ROANOKE TIMES Copyright (c) 1996, Roanoke Times DATE: Saturday, February 24, 1996 TAG: 9602270076 SECTION: EDITORIAL PAGE: A-9 EDITION: METRO MEMO: ***CORRECTION*** Published correction ran on February 28, 1996. The Chicago-based printing firms planning to build a plant in Roanoke County is R.R. Donnelley & Sons Co. The name was misspelled in an editorial Saturday.
R. R. DONNELLY & Sons' decision to open a book-printing plant west of Salem is good news for Roanoke County, for the Roanoke Valley and for the region beyond.
For the region, the good news is the promise of jobs paying $9 to $17 an hour. The Chicago-based company is to employ 175 at the new plant by the end of 1997, with the possibility of someday employing as many as 750.
For the valley, the good news is the pending arrival of a Fortune 500 corporate citizen, with an established history of profitable growth and a clean environmental record. Donnelly's planned two-phase capital investment of $102 million should boost the valley's economy, which is a single entity even if the valley's local governments are not.

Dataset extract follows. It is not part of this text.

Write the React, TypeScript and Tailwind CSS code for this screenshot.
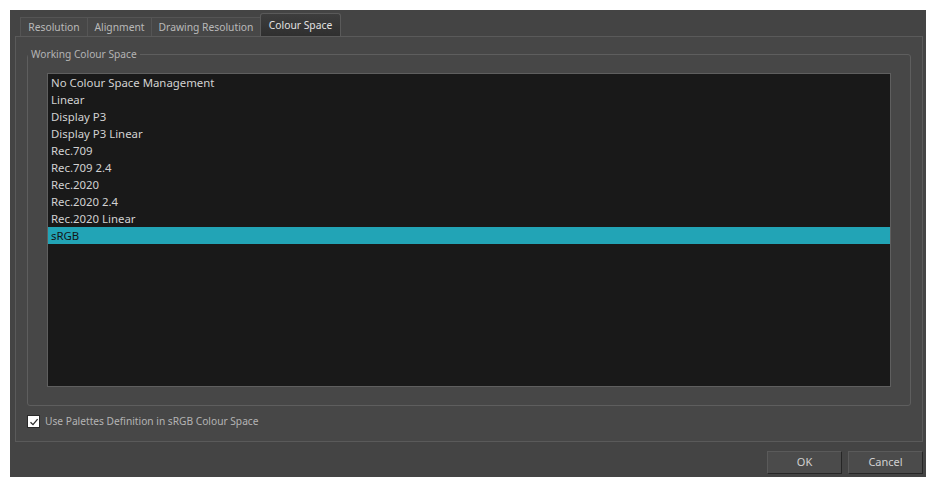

For the county, the good news is tax-base expansion. In bedroom communities like the county, with its thousands of residents commuting to work daily in other localities, mainly Roanoke city, this is no small matter. Residential real estate, unlike commercial and industrial, typically costs more in services than it yields in taxes. The new Donnelly plant will nudge the tax-base ratio a bit in the industrial direction.
Credit the work of local and regional economic-development officials and of Gov. George Allen, whose administration has brought new vigor to the jobs recruitment effort. Credit, too, the availability of a prepared site in the county-owned Valley Techpark and an incentives package that helped make the difference. Land availability and incentives are both tricky issues that in this instance worked out - but that raise caution flags for the future.
The site has been earmarked for industry at least since 1990, when it looked for a while as if Allied Signal would build an automobile disc-brake factory there. But new industrial sites in the county may prove harder to come by. Already, county residents are resisting suggested rezonings lest they bring unwanted industrial intrusions into rural and residential areas.
They may have cause to resist. But the implications of relying on a residential tax base also should be recognized: acceptance of higher taxes, of downgraded county services - or, to escape the dilemma, of a strategic, more intimate relationship and joint planning with other localities, especially Roanoke city, than merely the ad hoc cooperation that now prevails.
The region, not just the county, needs ready sites to attract investment and jobs. Revenue calculations, too, would be better if made regionally.
As localities and states compete for jobs, incentives have become de rigeur - though they raise uncomfortable questions about the proper role of government in influencing marketplace decisions, about who gets subsidized and who doesn't. The most questionable portions of this transaction are the state's tax credit of $190,000 and the county's donation of the land, with an assessed value of $612,500, for the plant.
The credit, however, is one-time-only, and the land reverts to county ownership if Donnelly backs out. The bulk of the subsidy is for infrastructure improvements and assistance in worker training - items that are traditionally within government's purview, and that add to the county's physical and human-resource capital, not just Donnelly's.
Meanwhile, don't forget that Donnelly officials also cited as factors in their decision the Roanoke Valley's location, capable work force, reasonable costs of doing business and quality of life. In the long run, such items of general and regional benefit do most to sustain a healthy economy.